World Trade Organization (WTO) is facing its “most serious situation” ever due to the impasse over pending ratification of Trade Facilitation Agreement (TFA) and finding a permanent solution for food stockholding, director general Roberto Azevedo said on Thursday, urging the members to “keep working for a solution to the current impasse”.
Elaborating on the current situation to the Trade Negotiation Committee of the WTO, Azevedo said that despite intensive consultations, no solution has been found for the stalemate even as two months have passed after the deadline of the TFA.
“As I see it the situation is clear as day — first, we have not found a solution for the impasse … We are on borrowed time. Second, this situation has had a major impact on several areas of our negotiations … We know that members have been talking about the other, non-multilateral options that are open to them. We may see these members disengaging …,” Azevedo said adding that the member nations will have to think about the ramifications.
Earlier, the July 31 deadline for ratifying the TFA protocol was missed as India made it clear that it will not adopt the protocol on the TFA until a permanent solution was found to its public food stock holding and subsidy concerns.
It pitched for a joint conclusion of the Bali package that was agreed upon in December last year.
Amending the WTO norms regarding stockpile of food grains is critical for India in order to implement its food security programme.
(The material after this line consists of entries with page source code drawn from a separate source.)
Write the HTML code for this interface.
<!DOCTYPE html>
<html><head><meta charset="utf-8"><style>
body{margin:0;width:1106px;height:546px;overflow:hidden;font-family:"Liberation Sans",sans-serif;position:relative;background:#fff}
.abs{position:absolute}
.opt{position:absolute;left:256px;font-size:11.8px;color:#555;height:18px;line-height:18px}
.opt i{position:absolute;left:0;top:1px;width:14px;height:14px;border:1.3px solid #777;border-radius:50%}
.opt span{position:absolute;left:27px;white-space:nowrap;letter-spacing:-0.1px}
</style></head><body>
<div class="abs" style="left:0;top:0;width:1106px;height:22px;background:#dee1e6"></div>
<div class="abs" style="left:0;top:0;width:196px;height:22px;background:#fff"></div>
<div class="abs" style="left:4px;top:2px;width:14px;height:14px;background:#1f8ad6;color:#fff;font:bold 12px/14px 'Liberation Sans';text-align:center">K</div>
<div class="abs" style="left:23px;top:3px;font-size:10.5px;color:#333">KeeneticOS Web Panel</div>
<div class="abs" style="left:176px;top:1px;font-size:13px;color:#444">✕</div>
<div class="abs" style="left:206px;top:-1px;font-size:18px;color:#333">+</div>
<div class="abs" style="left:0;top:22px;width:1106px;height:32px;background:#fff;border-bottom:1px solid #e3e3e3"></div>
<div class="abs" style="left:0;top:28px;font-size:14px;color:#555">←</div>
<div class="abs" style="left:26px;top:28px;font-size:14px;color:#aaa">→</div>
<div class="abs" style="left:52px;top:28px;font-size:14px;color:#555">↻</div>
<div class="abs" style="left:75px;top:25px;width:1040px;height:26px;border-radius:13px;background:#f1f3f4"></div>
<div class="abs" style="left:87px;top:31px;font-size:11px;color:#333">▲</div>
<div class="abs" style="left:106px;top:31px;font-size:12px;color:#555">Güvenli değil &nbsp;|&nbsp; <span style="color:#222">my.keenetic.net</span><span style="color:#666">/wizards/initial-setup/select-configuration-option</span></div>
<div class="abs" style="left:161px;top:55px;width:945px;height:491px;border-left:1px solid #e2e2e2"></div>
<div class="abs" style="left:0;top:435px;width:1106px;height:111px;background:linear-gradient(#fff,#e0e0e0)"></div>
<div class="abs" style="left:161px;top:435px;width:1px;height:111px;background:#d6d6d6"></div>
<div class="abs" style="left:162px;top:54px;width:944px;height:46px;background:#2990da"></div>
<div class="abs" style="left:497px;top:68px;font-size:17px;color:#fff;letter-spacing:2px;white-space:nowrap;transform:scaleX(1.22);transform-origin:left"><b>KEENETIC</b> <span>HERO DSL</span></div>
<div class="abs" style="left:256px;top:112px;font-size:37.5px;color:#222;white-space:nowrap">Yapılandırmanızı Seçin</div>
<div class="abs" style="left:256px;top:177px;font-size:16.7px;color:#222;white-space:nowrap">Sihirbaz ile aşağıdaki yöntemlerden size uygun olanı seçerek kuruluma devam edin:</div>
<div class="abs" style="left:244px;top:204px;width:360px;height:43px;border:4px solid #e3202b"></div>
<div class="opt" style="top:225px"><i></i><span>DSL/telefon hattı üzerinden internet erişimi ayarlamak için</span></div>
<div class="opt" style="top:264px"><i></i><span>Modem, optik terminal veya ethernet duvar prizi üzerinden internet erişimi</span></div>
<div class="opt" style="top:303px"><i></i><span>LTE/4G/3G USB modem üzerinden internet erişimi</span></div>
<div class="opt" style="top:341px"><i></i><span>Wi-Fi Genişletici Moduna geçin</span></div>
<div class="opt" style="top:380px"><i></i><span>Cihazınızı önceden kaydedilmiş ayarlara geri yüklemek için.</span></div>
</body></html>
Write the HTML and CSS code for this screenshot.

The current WTO norms limit the value of food subsidies at 10 per cent of the total value of food grain production. However, the support is calculated at the prices that are over two decades old (1986 as base year) and not at current prices.
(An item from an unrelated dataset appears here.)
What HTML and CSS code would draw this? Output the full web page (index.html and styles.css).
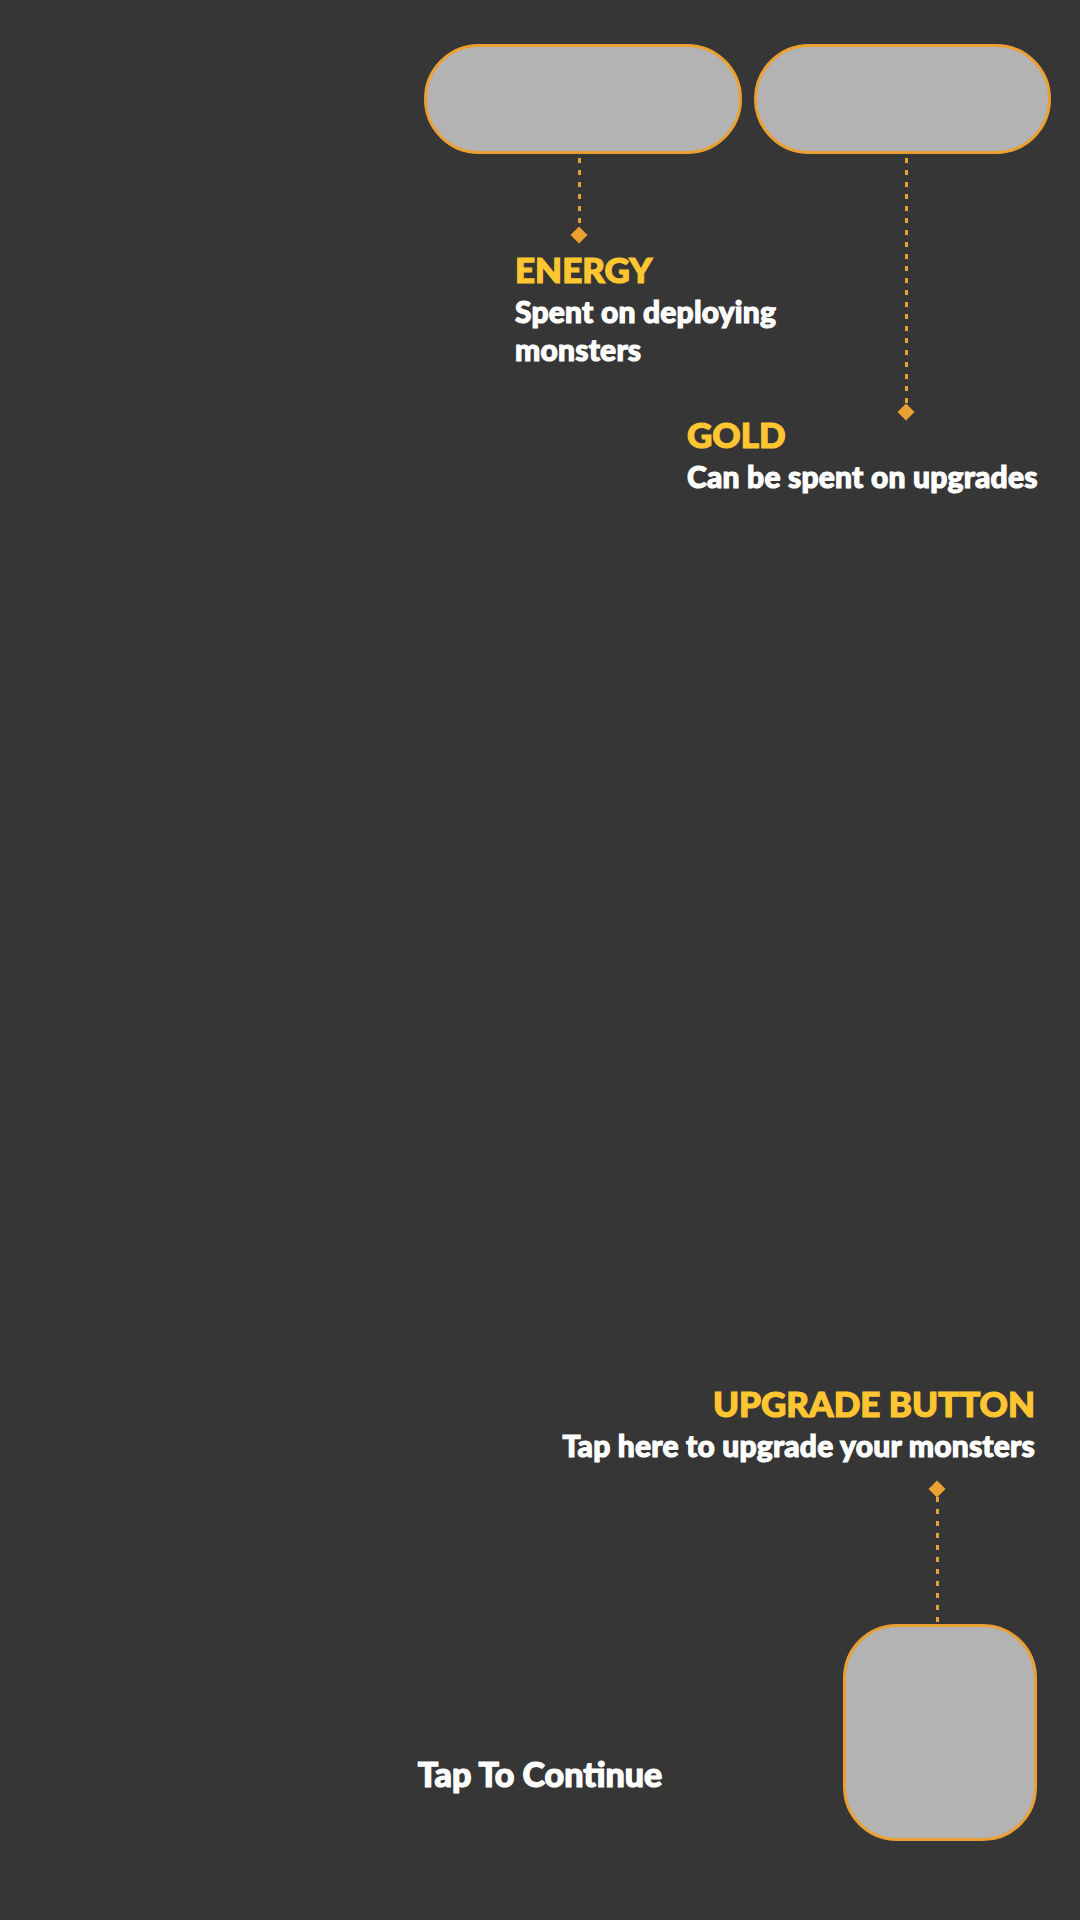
FILE: index.html
```html
<!DOCTYPE html>
<html lang="en">
<head>
<meta charset="utf-8">
<title>Tutorial</title>
<link rel="stylesheet" href="styles.css">
</head>
<body>
<div class="screen">
  <header class="topbar">
    <div class="pill pill-energy">
      <div class="callout callout-energy">
        <span class="leader leader-energy"></span>
        <span class="diamond diamond-energy"></span>
        <div class="label label-energy">
          <div class="label-title">ENERGY</div>
          <div class="label-text">Spent on deploying monsters</div>
        </div>
      </div>
    </div>
    <div class="pill pill-gold">
      <div class="callout callout-gold">
        <span class="leader leader-gold"></span>
        <span class="diamond diamond-gold"></span>
        <div class="label label-gold">
          <div class="label-title">GOLD</div>
          <div class="label-text">Can be spent on upgrades</div>
        </div>
      </div>
    </div>
  </header>

  <footer class="bottombar">
    <div class="continue">Tap To Continue</div>
    <div class="upgrade-btn">
      <div class="callout callout-upgrade">
        <div class="label label-upgrade">
          <div class="label-title">UPGRADE BUTTON</div>
          <div class="label-text">Tap here to upgrade your monsters</div>
        </div>
        <span class="diamond diamond-upgrade"></span>
        <span class="leader leader-upgrade"></span>
      </div>
    </div>
  </footer>
</div>
</body>
</html>
```
FILE: styles.css
```css
html, body {
  margin: 0;
  padding: 0;
  background: #363636;
}

body {
  font-family: Lato, "Open Sans", "DejaVu Sans", sans-serif;
  font-weight: 900;
  color: #ffffff;
}

.screen {
  width: 1080px;
  height: 1920px;
  display: flex;
  flex-direction: column;
  justify-content: space-between;
  box-sizing: border-box;
  padding: 44px 0 79px 0;
}

.topbar {
  display: flex;
  justify-content: flex-end;
  gap: 12px;
  padding-right: 29px;
}

.pill {
  position: relative;
  height: 110px;
  box-sizing: border-box;
  background: #b3b3b3;
  border: 3px solid #eba034;
  border-radius: 55px;
}

.pill-energy { width: 318px; }
.pill-gold { width: 297px; }

.callout {
  position: absolute;
  display: flex;
  flex-direction: column;
  align-items: flex-start;
}

.callout-energy {
  top: calc(100% + 7px);
  left: 88px;
}

.callout-gold {
  top: calc(100% + 7px);
  left: -70px;
}

.leader {
  display: block;
  width: 3px;
  background: repeating-linear-gradient(to bottom, #eba034 0 5px, transparent 5px 12px);
}

.diamond {
  display: block;
  width: 12px;
  height: 12px;
  background: #eba034;
  transform: rotate(45deg);
}

.leader-energy { height: 70px; margin-left: 63px; }
.diamond-energy { margin-left: 58px; margin-top: 1px; }
.label-energy { margin-top: 8px; width: 290px; }

.leader-gold { height: 247px; margin-left: 218px; }
.diamond-gold { margin-left: 213px; margin-top: 1px; }
.label-gold { margin-top: -4px; white-space: nowrap; }

.label-title {
  font-size: 35px;
  line-height: 40px;
  color: #ffc632;
  -webkit-text-stroke: 1.2px #ffc632;
}

.label-text {
  margin-top: 3px;
  font-size: 30px;
  line-height: 38px;
  letter-spacing: 0.2px;
  color: #ffffff;
  -webkit-text-stroke: 1.1px #ffffff;
}

.bottombar {
  display: grid;
  grid-template-columns: 1fr auto 1fr;
  align-items: end;
}

.continue {
  grid-column: 2;
  font-size: 34px;
  line-height: 40px;
  margin-bottom: 47px;
  white-space: nowrap;
  -webkit-text-stroke: 1.2px #ffffff;
}

.upgrade-btn {
  grid-column: 3;
  justify-self: end;
  margin-right: 43px;
  position: relative;
  width: 194px;
  height: 217px;
  box-sizing: border-box;
  background: #b3b3b3;
  border: 3px solid #eba034;
  border-radius: 54px;
}

.callout-upgrade {
  bottom: calc(100% + 3px);
  right: -1px;
  align-items: flex-end;
}

.label-upgrade {
  text-align: right;
  white-space: nowrap;
}

.diamond-upgrade { margin-top: 19px; margin-right: 92px; }
.leader-upgrade { margin-top: 2px; height: 127px; margin-right: 96px; }
```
On the other hand, the developed nations have been lobbying for the ratification of the TFA protocol as it will bring down their transaction cost significantly due to smoother customs processes and norms.
Calling upon the members to start a broader discussion “about the basis on which we can overcome the current scenario of disengagement”, Azevedo said, “This could be the most serious situation that this organisation has ever faced. I have warned of potentially dangerous situations before, and urged members to take the necessary steps to avoid them. I am not warning you today about a potentially dangerous situation — I am saying that we are in it right now … We should keep working for a solution to the current impasse, but we should also think about our next steps”.